Over on trujesusfans, stevechalke99 posted an entry saying that substitutionary atonement was wrong. He added “OMG! Harry and Hermione, OTP! That bitch Rowling doesn’t know what she’s doing”.

The wank ERUPTED on in the comments, and other Jesus fans were soon linking to stevechalke99‘s posting. Cue DRAMA. stevechalke99 was promptly banninated by thesoundchurch23, who mods UCCF and ciccuspouseparty. MASS DEFRIENDINGS followed a split between members of the pro-chalke springharvest and anti-chalke wordalive (bahleeted, link to Google cache) comms.
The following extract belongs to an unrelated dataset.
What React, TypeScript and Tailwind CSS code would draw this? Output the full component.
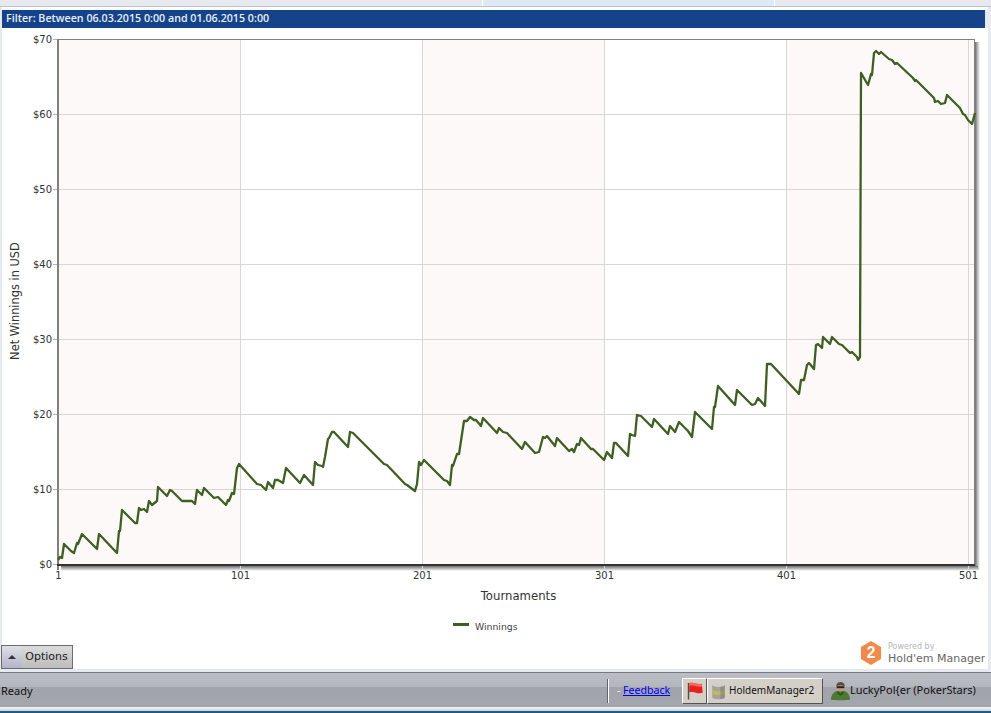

Big Name Fan and springharvest mod pluspete was like OMG! CALM DOWN!11!ONE!ELEVEN, but to NO AVAIL, as Bible fans BASHED ONE ANOTHER all over the GODBLOGOSPHERE. cont’d on pages 1054, 1517, 1534, etc. etc. etc.


I hope I’ve conveyed the seriousness with which we must view these debates.

I ought to be careful here, I suppose. It’s not as if atheists never disagree, for example. But what they’re arguing about is, to those involved, a question of the spiritual “rules” of the universe (or rather, the universe + God combo). It’s not a matter of personal opinions or motivations, it’s about absolute truth. And that’s where it all falls down. Each side is vigorously asserting that their view is the truth, but oddly, they can’t seem to demonstrate that in a way which the other side (or someone who just doesn’t care, like me) can agree with, despite the fact that we have two groups who both claim to believe “what the Bible says”.

Their problem is that neither side’s claims have any grounding in reality. Rather, these mass debates are game which each believer plays in his own head (if you’ll pardon the pronoun, males seem far more enthusiastic about this activity than females), imagining the responses of fantasy figures which are most pleasing to him. I’m sure there’s a name for that; it’s just temporarily slipped my mind.